Data segment:
================
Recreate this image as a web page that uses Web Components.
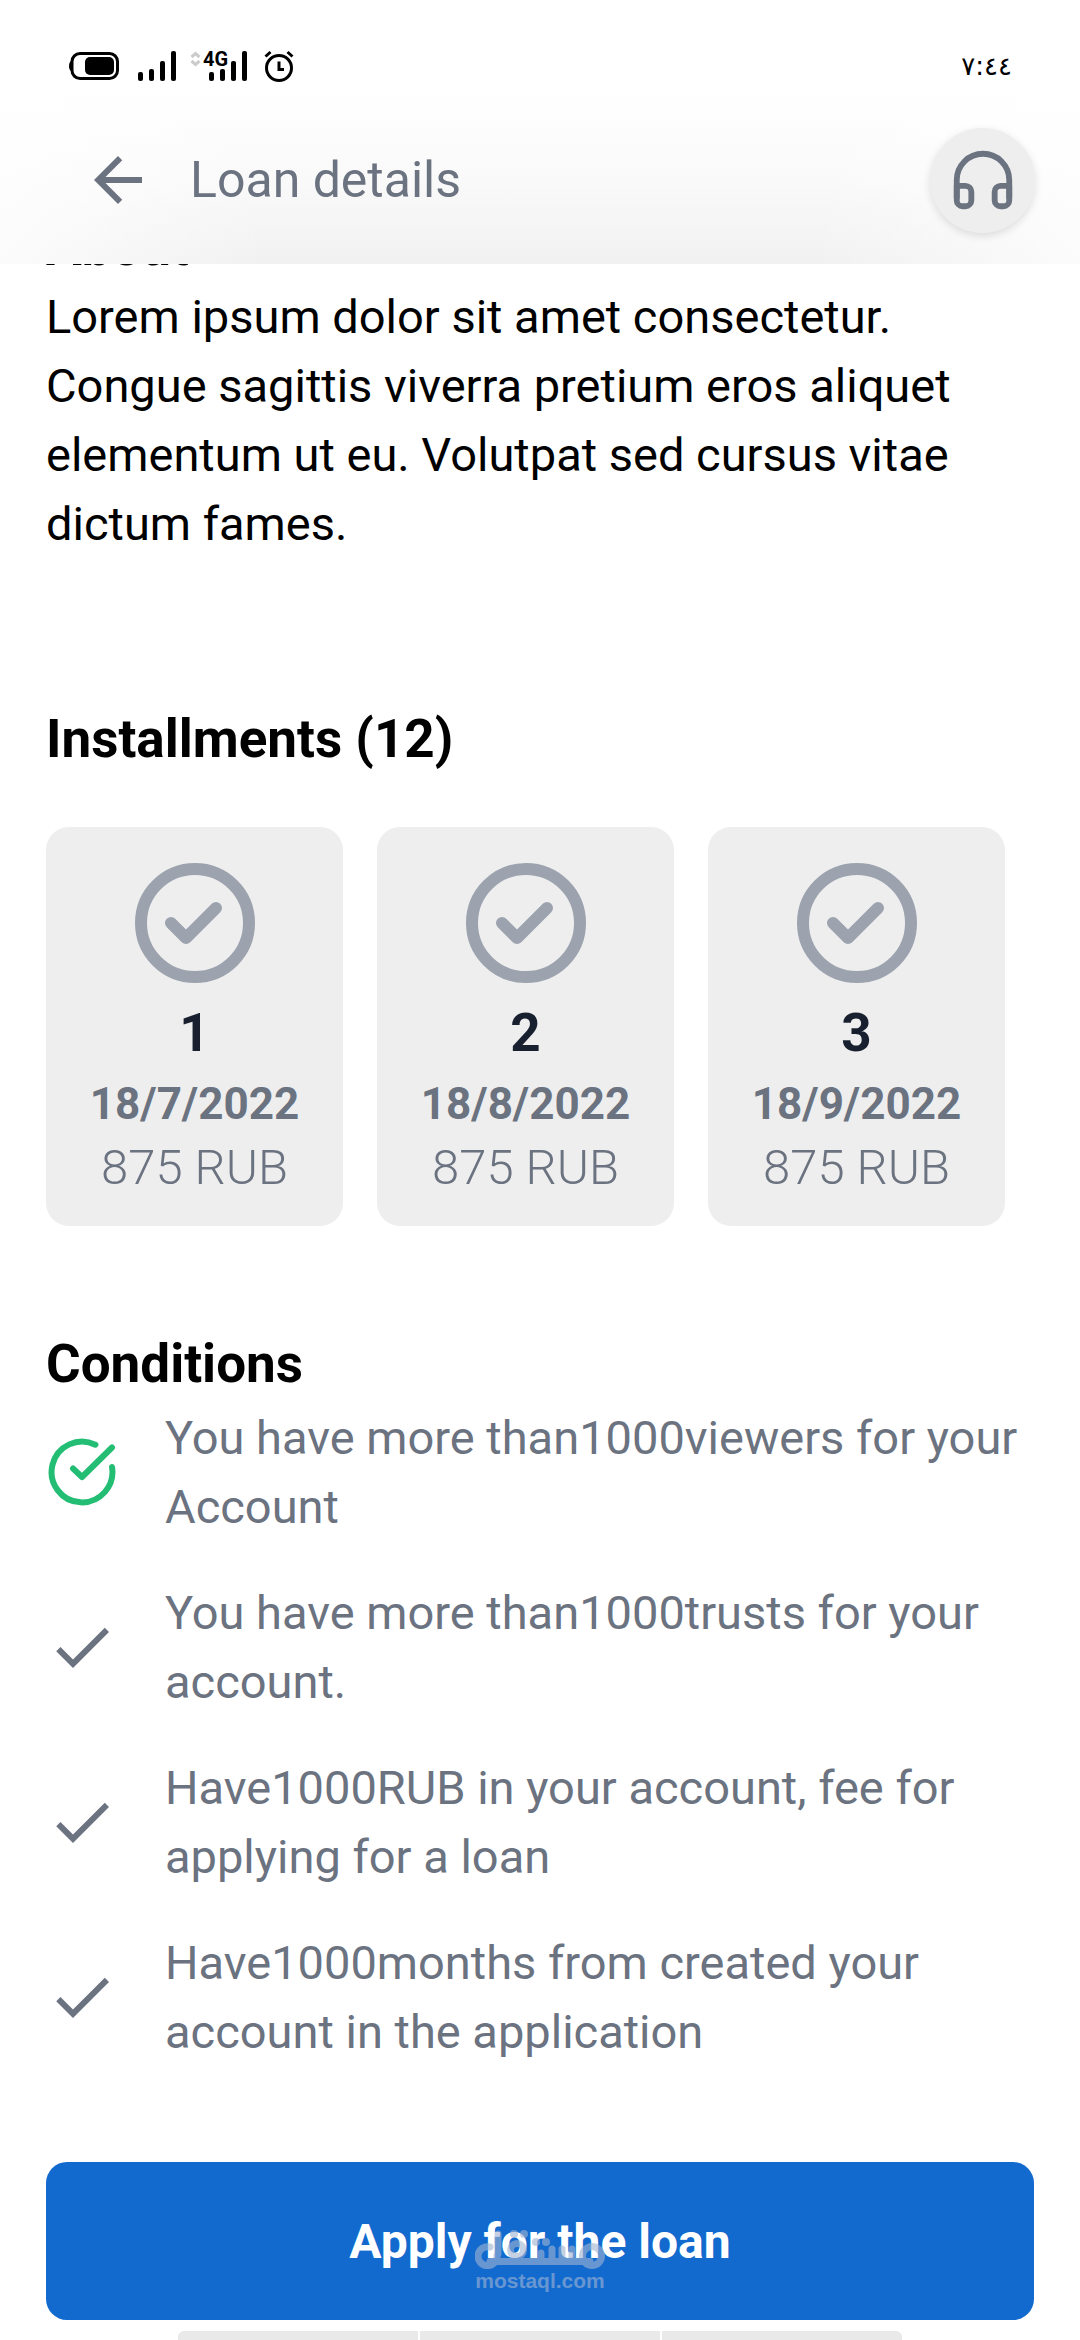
<!DOCTYPE html>
<html lang="en">
<head>
<meta charset="utf-8">
<meta name="viewport" content="width=device-width, initial-scale=1">
<title>Loan details</title>
<style>
  :root {
    --ink: #000;
    --muted: #6b7280;
    --soft: #9ca3af;
    --card: #eee;
    --brand: #126acf;
    --ok: #24bd74;
    --edge: 46px;
  }
  body { margin: 0; background: #fff; color: var(--ink); font: 400 47px/69px Roboto, "Noto Sans", sans-serif; }
</style>
</head>
<body>
<loan-page></loan-page>

<script>
const define = (name, html) => {
  const template = document.createElement('template');
  template.innerHTML = html;
  customElements.define(name, class extends HTMLElement {
    constructor() {
      super();
      this.attachShadow({ mode: 'open' }).append(template.content.cloneNode(true));
    }
  });
};

define('status-bar', `
  <style>
    :host { display: flex; align-items: center; justify-content: space-between; height: 96px; padding: 36px 68px 0 66px; box-sizing: border-box; color: #000; }
    svg { display: block; }
    time { font: 400 26px/34px "DejaVu Sans", sans-serif; }
    text { font: 700 20px "Liberation Sans Narrow", Roboto, sans-serif; }
  </style>
  <svg width="236" height="44" viewBox="66 44 236 44" role="img" aria-label="Battery, signal, 4G, alarm">
    <rect x="72" y="53.5" width="45.5" height="25" rx="8" fill="none" stroke="#000" stroke-width="3"/>
    <path d="M72 60.5q-3 1-3 5.5t3 5.5z"/>
    <rect x="85" y="57" width="29" height="18" rx="5"/>
    <g>
      <rect x="138" y="72" width="5" height="9" rx="2"/><rect x="149" y="69" width="5" height="12" rx="2"/>
      <rect x="160" y="61" width="5" height="20" rx="2"/><rect x="171" y="51" width="5" height="30" rx="2"/>
    </g>
    <g>
      <rect x="209" y="72" width="5" height="9" rx="2"/><rect x="220" y="69" width="5" height="12" rx="2"/>
      <rect x="231" y="61" width="5" height="20" rx="2"/><rect x="242" y="51" width="5" height="30" rx="2"/>
    </g>
    <path d="M191.500 57l4-3.500 4 3.500M191.500 61l4 3.500 4-3.500" fill="none" stroke="#ccc" stroke-width="3"/>
    <text x="203" y="66">4G</text>
    <g fill="none" stroke="#000" stroke-width="3">
      <circle cx="279" cy="68" r="12.5"/><path d="M279 61.500v8h5M265.500 56.500l5-4.500M292.500 56.500l-5-4.500"/>
    </g>
  </svg>
  <time>٧:٤٤</time>`);

define('app-header', `
  <style>
    :host {
      display: block; position: relative; z-index: 1;
      background: linear-gradient(to right, rgba(255,255,255,.75), rgba(255,255,255,0) 25%, rgba(255,255,255,0) 75%, rgba(255,255,255,.75)),
                  linear-gradient(#fff 35%, #f9f9f9 70%, #f1f1f1);
    }
    .bar { display: flex; align-items: center; height: 168px; padding: 0 45px 0 82px; }
    a { display: flex; color: var(--muted); }
    svg { display: block; }
    h1 { flex: 1; margin: 0 0 0 36px; font-size: 50px; font-weight: 400; line-height: 72px; color: var(--muted); }
    button { display: grid; place-items: center; width: 105px; height: 105px; padding: 0; border: 0; border-radius: 50%; background: var(--card); color: var(--muted); box-shadow: 0 3px 9px rgba(0,0,0,.12); }
  </style>
  <slot name="status"></slot>
  <div class="bar">
    <a href="#back" aria-label="Back">
      <svg width="72" height="72" viewBox="0 0 24 24" fill="currentColor"><path d="M20 11H7.830l5.590-5.590L12 4l-8 8 8 8 1.410-1.410L7.830 13H20v-2z"/></svg>
    </a>
    <h1><slot></slot></h1>
    <button type="button" aria-label="Support">
      <svg width="70" height="70" viewBox="0 0 24 24" fill="none" stroke="currentColor" stroke-width="2" stroke-linecap="round" stroke-linejoin="round"><path d="M3 18v-6a9 9 0 0 1 18 0v6"/><path d="M21 19a2 2 0 0 1-2 2h-1a2 2 0 0 1-2-2v-3a2 2 0 0 1 2-2h3zM3 19a2 2 0 0 0 2 2h1a2 2 0 0 0 2-2v-3a2 2 0 0 0-2-2H3z"/></svg>
    </button>
  </div>`);

define('loan-section', `
  <style>
    :host { display: block; }
    h2 { margin: 0 0 var(--title-gap, 0); font-size: 53px; line-height: 69px; font-weight: 700; }
  </style>
  <section><h2><slot name="title"></slot></h2><slot></slot></section>`);

define('installment-card', `
  <style>
    :host { display: flex; flex-direction: column; align-items: center; flex: 0 0 297px; box-sizing: border-box; padding: 24px 0 26px; border-radius: 23px; background: var(--card); color: var(--muted); }
    svg { display: block; color: var(--soft); }
    .no { margin: 4px 0; font-size: 53px; line-height: 69px; font-weight: 700; color: #182030; }
    .date { font-size: 44px; line-height: 64px; font-weight: 700; }
    .sum { font-size: 49px; line-height: 64px; font-weight: 300; }
  </style>
  <svg width="144" height="144" viewBox="0 0 24 24" fill="none" stroke="currentColor" stroke-width="2" stroke-linecap="round" stroke-linejoin="round" aria-hidden="true"><circle cx="12" cy="12" r="9"/><path d="M8 12l2.500 2.500 5-5"/></svg>
  <div class="no"><slot name="no"></slot></div>
  <div class="date"><slot name="date"></slot></div>
  <div class="sum"><slot></slot></div>`);

define('condition-item', `
  <style>
    :host { display: flex; align-items: center; gap: 47px; color: var(--muted); }
    svg { display: block; flex: none; }
    p { margin: 0; }
    .met { display: none; color: var(--ok); }
    :host([met]) .met { display: block; }
    :host([met]) .open { display: none; }
  </style>
  <svg class="met" width="72" height="72" viewBox="-36 -36 72 72" fill="none" stroke="currentColor" stroke-width="6" stroke-linecap="round" stroke-linejoin="round"><path d="M13.400-27.300A30.400 30.400 0 1 0 30-5M30-24.500L0 5l-9-8.500"/></svg>
  <svg class="open" width="72" height="72" viewBox="0 0 24 24" fill="currentColor"><path d="M9 16.170L4.830 12l-1.420 1.410L9 19 21 7l-1.410-1.410z"/></svg>
  <p><slot></slot></p>`);

define('apply-button', `
  <style>
    :host { display: grid; }
    button { grid-area: 1 / 1; height: 158px; border: 0; border-radius: 21px; background: var(--brand); color: #fff; font: inherit; font-size: 48px; font-weight: 700; }
    .mark { grid-area: 1 / 1; display: flex; flex-direction: column; align-items: center; justify-content: flex-end; padding-bottom: 27px; color: #a0b4d2; opacity: .6; pointer-events: none; }
    svg { display: block; }
    .site { font: 700 21px/24px "Liberation Sans", sans-serif; }
  </style>
  <button type="button"><slot></slot></button>
  <div class="mark">
    <svg width="130" height="42" viewBox="0 0 130 42" fill="none" stroke="currentColor" stroke-width="7" stroke-linecap="round" aria-hidden="true">
      <path d="M22 28.500a9.500 9.500 0 1 1-7-8.500M23 7v20M15 34.500h100M66 26v7M77 22v11M87 22v11M97 22v11"/>
      <circle cx="117" cy="29" r="9.500"/><circle cx="42" cy="23" r="6.500"/>
      <g fill="currentColor" stroke="none"><circle cx="39" cy="7" r="4"/><circle cx="49" cy="7" r="4"/><circle cx="61" cy="15" r="4"/><circle cx="71" cy="15" r="4"/></g>
    </svg>
    <span class="site">mostaql.com</span>
  </div>`);

define('tab-strip', `
  <style>
    :host { display: grid; grid-template-columns: repeat(3, 1fr); gap: 2px; height: 9px; margin: 0 16.500%; overflow: hidden; border-radius: 6px 6px 0 0; }
    i { background: #e9e9e9; }
  </style>
  <i></i><i></i><i></i>`);

define('loan-page', `
  <style>
    :host { display: block; overflow: hidden; }
    main { margin-top: -51px; padding: 0 var(--edge); }
    p { margin: 0; }
    .installments { margin-top: 147px; --title-gap: 53px; }
    .cards { display: flex; gap: 34px; overflow-x: auto; scrollbar-width: none; }
    .conditions { margin-top: 104px; --title-gap: 4px; }
    .list { display: flex; flex-direction: column; gap: 37px; }
    apply-button { margin: 96px 0 11px; }
  </style>
  <app-header><status-bar slot="status"></status-bar>Loan details</app-header>
  <main>
    <loan-section><span slot="title">About</span>
      <p>Lorem ipsum dolor sit amet consectetur. Congue sagittis viverra pretium eros aliquet elementum ut eu. Volutpat sed cursus vitae dictum fames.</p>
    </loan-section>
    <loan-section class="installments"><span slot="title">Installments (12)</span>
      <div class="cards">
        <installment-card><span slot="no">1</span><span slot="date">18/7/2022</span>875 RUB</installment-card>
        <installment-card><span slot="no">2</span><span slot="date">18/8/2022</span>875 RUB</installment-card>
        <installment-card><span slot="no">3</span><span slot="date">18/9/2022</span>875 RUB</installment-card>
      </div>
    </loan-section>
    <loan-section class="conditions"><span slot="title">Conditions</span>
      <div class="list" role="list">
        <condition-item role="listitem" met>You have more than1000viewers for your Account</condition-item>
        <condition-item role="listitem">You have more than1000trusts for your account.</condition-item>
        <condition-item role="listitem">Have1000RUB in your account, fee for applying for a loan</condition-item>
        <condition-item role="listitem">Have1000months from created your account in the application</condition-item>
      </div>
    </loan-section>
    <apply-button>Apply for the loan</apply-button>
  </main>
  <tab-strip></tab-strip>`);
</script>
</body>
</html>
================
Instruction: Pictures are excluded: retype only the lines from the beginning of the listing above through the line with "<loan-page></loan-page>", both included.

Solved exercise:
Recreate this image as a web page that uses Web Components.
<!DOCTYPE html>
<html lang="en">
<head>
<meta charset="utf-8">
<meta name="viewport" content="width=device-width, initial-scale=1">
<title>Loan details</title>
<style>
  :root {
    --ink: #000;
    --muted: #6b7280;
    --soft: #9ca3af;
    --card: #eee;
    --brand: #126acf;
    --ok: #24bd74;
    --edge: 46px;
  }
  body { margin: 0; background: #fff; color: var(--ink); font: 400 47px/69px Roboto, "Noto Sans", sans-serif; }
</style>
</head>
<body>
<loan-page></loan-page>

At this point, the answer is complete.